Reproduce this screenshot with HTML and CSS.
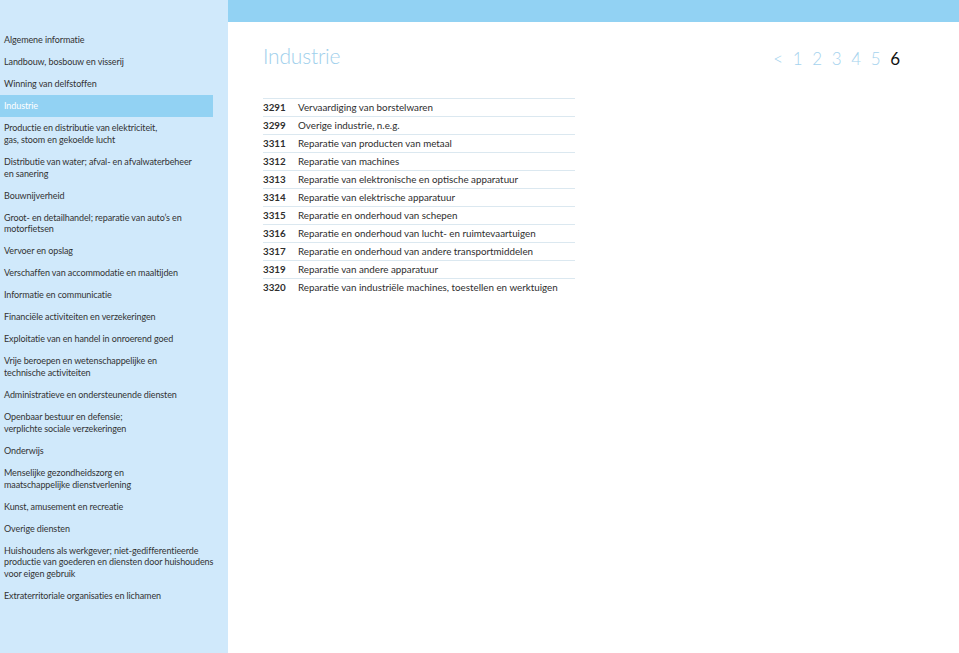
FILE: index.html
```html
<!DOCTYPE html>
<html lang="nl">
<head>
<meta charset="utf-8">
<title>Industrie</title>
<link rel="stylesheet" href="styles.css">
</head>
<body>
<div class="page">
  <nav class="sidebar">
    <ul class="menu">
      <li>Algemene informatie</li>
      <li>Landbouw, bosbouw en visserij</li>
      <li>Winning van delfstoffen</li>
      <li class="active">Industrie</li>
      <li>Productie en distributie van elektriciteit,<br>gas, stoom en gekoelde lucht</li>
      <li>Distributie van water; afval- en afvalwaterbeheer<br>en sanering</li>
      <li>Bouwnijverheid</li>
      <li>Groot- en detailhandel; reparatie van auto’s en<br>motorfietsen</li>
      <li>Vervoer en opslag</li>
      <li>Verschaffen van accommodatie en maaltijden</li>
      <li>Informatie en communicatie</li>
      <li>Financiële activiteiten en verzekeringen</li>
      <li>Exploitatie van en handel in onroerend goed</li>
      <li>Vrije beroepen en wetenschappelijke en<br>technische activiteiten</li>
      <li>Administratieve en ondersteunende diensten</li>
      <li>Openbaar bestuur en defensie;<br>verplichte sociale verzekeringen</li>
      <li>Onderwijs</li>
      <li>Menselijke gezondheidszorg en<br>maatschappelijke dienstverlening</li>
      <li>Kunst, amusement en recreatie</li>
      <li>Overige diensten</li>
      <li>Huishoudens als werkgever; niet-gedifferentieerde<br>productie van goederen en diensten door huishoudens<br>voor eigen gebruik</li>
      <li>Extraterritoriale organisaties en lichamen</li>
    </ul>
  </nav>
  <main class="main">
    <div class="topbar"></div>
    <header class="header">
      <h1 class="title">Industrie</h1>
      <div class="pager">
        <span>&lt;</span><span>1</span><span>2</span><span>3</span><span>4</span><span>5</span><span class="current">6</span>
      </div>
    </header>
    <div class="codes">
      <div class="row"><span class="code">3291</span><span class="desc">Vervaardiging van borstelwaren</span></div>
      <div class="row"><span class="code">3299</span><span class="desc">Overige industrie, n.e.g.</span></div>
      <div class="row"><span class="code">3311</span><span class="desc">Reparatie van producten van metaal</span></div>
      <div class="row"><span class="code">3312</span><span class="desc">Reparatie van machines</span></div>
      <div class="row"><span class="code">3313</span><span class="desc">Reparatie van elektronische en optische apparatuur</span></div>
      <div class="row"><span class="code">3314</span><span class="desc">Reparatie van elektrische apparatuur</span></div>
      <div class="row"><span class="code">3315</span><span class="desc">Reparatie en onderhoud van schepen</span></div>
      <div class="row"><span class="code">3316</span><span class="desc">Reparatie en onderhoud van lucht- en ruimtevaartuigen</span></div>
      <div class="row"><span class="code">3317</span><span class="desc">Reparatie en onderhoud van andere transportmiddelen</span></div>
      <div class="row"><span class="code">3319</span><span class="desc">Reparatie van andere apparatuur</span></div>
      <div class="row"><span class="code">3320</span><span class="desc">Reparatie van industriële machines, toestellen en werktuigen</span></div>
    </div>
  </main>
</div>
</body>
</html>
```

FILE: styles.css
```css
* { box-sizing: border-box; }
html, body { margin: 0; padding: 0; background: #ffffff; }
body {
  font-family: Lato, "Open Sans", "DejaVu Sans", sans-serif;
  color: #333333;
}
.page {
  display: flex;
  min-height: 653px;
}
.sidebar {
  width: 228px;
  flex: 0 0 228px;
  background: #d0e9fb;
  padding-top: 29px;
}
.menu {
  list-style: none;
  margin: 0;
  padding: 0;
  width: 213px;
}
.menu li {
  font-size: 9px;
  letter-spacing: -0.1px;
  line-height: 11.8px;
  padding: 5.1px 3px 5.1px 4px;
  color: #333333;
  white-space: nowrap;
}
.menu li.active {
  background: #92d2f3;
  color: #ffffff;
}
.main {
  flex: 1;
  display: flex;
  flex-direction: column;
}
.topbar {
  height: 22px;
  background: #92d2f3;
}
.header {
  display: flex;
  justify-content: space-between;
  align-items: center;
  padding: 0 58px 0 35px;
  height: 68px;
}
.title {
  margin: 0;
  font-weight: 300;
  font-size: 21px;
  line-height: 24px;
  color: #9fd0ec;
  letter-spacing: -0.2px;
}
.pager {
  display: flex;
  gap: 8px;
  font-size: 17px;
  font-weight: 300;
  line-height: 20px;
  color: #a6d3ee;
  padding-top: 5px;
}
.pager span {
  width: 11.5px;
  text-align: center;
}
.pager .current {
  color: #111111;
  font-weight: 400;
}
.codes {
  margin: 8px 0 0 35px;
  width: 312px;
}
.row {
  display: flex;
  height: 18px;
  align-items: center;
  padding-bottom: 1px;
  border-top: 1px solid #dbe8f0;
  font-size: 9.8px;
  color: #2e2e2e;
}
.code {
  width: 35px;
  font-weight: 700;
}
.desc {
  white-space: nowrap;
}
```
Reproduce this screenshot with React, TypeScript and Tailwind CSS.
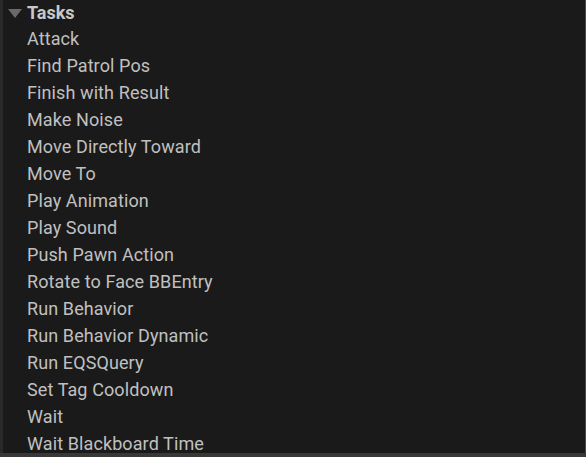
const items = [
  "Attack",
  "Find Patrol Pos",
  "Finish with Result",
  "Make Noise",
  "Move Directly Toward",
  "Move To",
  "Play Animation",
  "Play Sound",
  "Push Pawn Action",
  "Rotate to Face BBEntry",
  "Run Behavior",
  "Run Behavior Dynamic",
  "Run EQSQuery",
  "Set Tag Cooldown",
  "Wait",
  "Wait Blackboard Time",
];

export default function App() {
  return (
    <div
      className="w-[586px] h-[457px] bg-[#383838] flex flex-col overflow-hidden"
      style={{ fontFamily: "Roboto, 'Liberation Sans', sans-serif" }}
    >
      <div className="flex-1 min-h-0 flex border-l-[3px] border-[#2a2a2a] border-r border-r-[#4a4a4a] bg-[#1a1a1a] overflow-hidden">
        <div className="flex-1 flex flex-col">
          <div className="h-[25px] flex items-center pl-[5px] shrink-0">
            <svg width="14" height="9" viewBox="0 0 14 9" className="mr-[5px] mt-[2px]">
              <polygon points="0,0 14,0 7,9" fill="#6a6a6a" />
            </svg>
            <span className="text-[18px] font-bold text-[#c8c8c8] leading-none">Tasks</span>
          </div>
          {items.map((it) => (
            <div key={it} className="h-[27px] flex items-center pl-[24px] shrink-0">
              <span className="text-[18px] text-[#c0c0c0] leading-none tracking-[0.1px]">{it}</span>
            </div>
          ))}
        </div>
      </div>
      <div className="h-[4px] shrink-0" />
    </div>
  );
}
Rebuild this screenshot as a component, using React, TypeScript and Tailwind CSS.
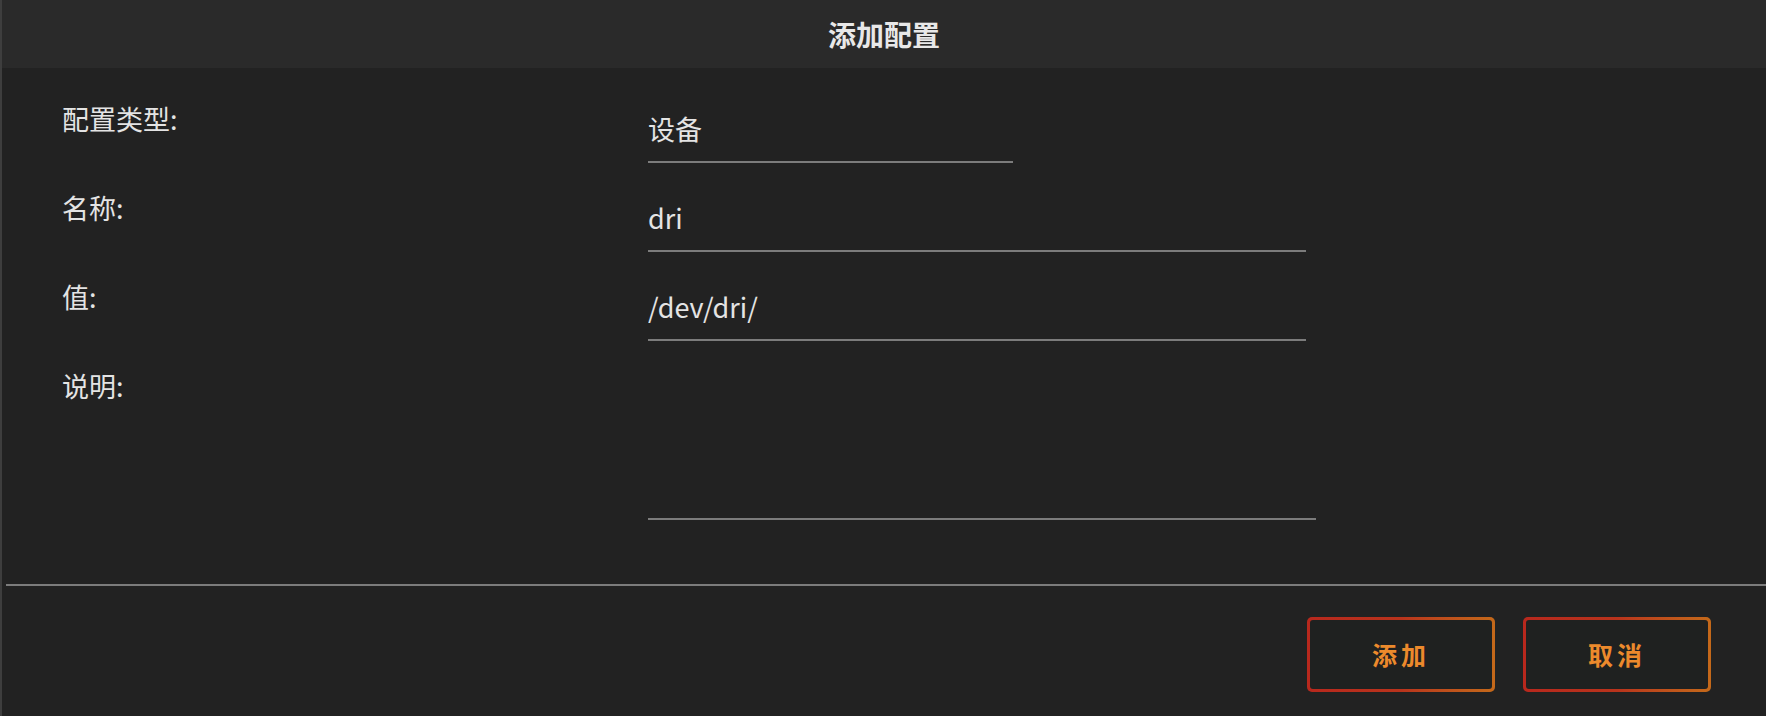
import React, { useState } from 'react';

const font = { fontFamily: '"Noto Sans CJK SC", "Noto Sans", sans-serif' };

interface FieldRowProps {
  label: string;
  children: React.ReactNode;
}

function FieldRow({ label, children }: FieldRowProps) {
  return (
    <div className="flex">
      <div className="w-[586px] shrink-0 text-[27px] leading-[36px] text-[#e4e4e4]">{label}</div>
      <div className="pt-[10px]">{children}</div>
    </div>
  );
}

function GradientButton({ children }: { children: React.ReactNode }) {
  return (
    <button className="w-[188px] h-[75px] rounded-[5px] p-[3px] bg-gradient-to-r from-[#b8281d] via-[#b9331c] to-[#c4691a]">
      <span className="flex h-full w-full items-center justify-center rounded-[3px] bg-[#1f2120] text-[25px] font-bold tracking-[4px] text-[#ec8a2c]">
        {children}
      </span>
    </button>
  );
}

export default function App() {
  const [type] = useState('设备');
  const [name, setName] = useState('dri');
  const [value, setValue] = useState('/dev/dri/');
  const [desc, setDesc] = useState('');

  return (
    <div className="w-[1766px] h-[716px] bg-[#222222] border-l-2 border-[#3e3e3e] flex flex-col overflow-hidden" style={font}>
      {/* Header */}
      <div className="h-[68px] shrink-0 bg-[#2a2a2a] flex items-center justify-center">
        <h1 className="text-[28px] font-bold text-[#e8e8e8] leading-none">添加配置</h1>
      </div>

      {/* Form */}
      <div className="pl-[60px] pt-[33px] flex flex-col gap-[27px]">
        <FieldRow label="配置类型:">
          <div className="w-[365px] border-b-2 border-[#7c7c7c] pb-[14px] text-[27px] leading-[36px] text-[#e4e4e4]">
            {type}
          </div>
        </FieldRow>
        <FieldRow label="名称:">
          <input
            value={name}
            onChange={(e) => setName(e.target.value)}
            className="block w-[658px] bg-transparent border-b-2 border-[#7c7c7c] pb-[14px] text-[27px] leading-[36px] text-[#e4e4e4] outline-none"
          />
        </FieldRow>
        <FieldRow label="值:">
          <input
            value={value}
            onChange={(e) => setValue(e.target.value)}
            className="block w-[658px] bg-transparent border-b-2 border-[#7c7c7c] pb-[14px] text-[27px] leading-[36px] text-[#e4e4e4] outline-none"
          />
        </FieldRow>
        <FieldRow label="说明:">
          <textarea
            value={desc}
            onChange={(e) => setDesc(e.target.value)}
            className="block w-[668px] h-[142px] resize-none bg-transparent border-b-2 border-[#7c7c7c] text-[27px] leading-[36px] text-[#e4e4e4] outline-none"
          />
        </FieldRow>
      </div>

      {/* Footer */}
      <div className="mt-[64px] ml-[4px] h-[2px] bg-[#7c7c7c]" />
      <div className="flex justify-end gap-[28px] pr-[55px] pt-[31px]">
        <GradientButton>添加</GradientButton>
        <GradientButton>取消</GradientButton>
      </div>
    </div>
  );
}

▶ [GOAL]
Show the lines that mention the word "with".

▶ [TASK RESULT]
Reproduce this screenshot with HTML and CSS.
Reproduce this screenshot with React, TypeScript and Tailwind CSS.
  "Finish with Result",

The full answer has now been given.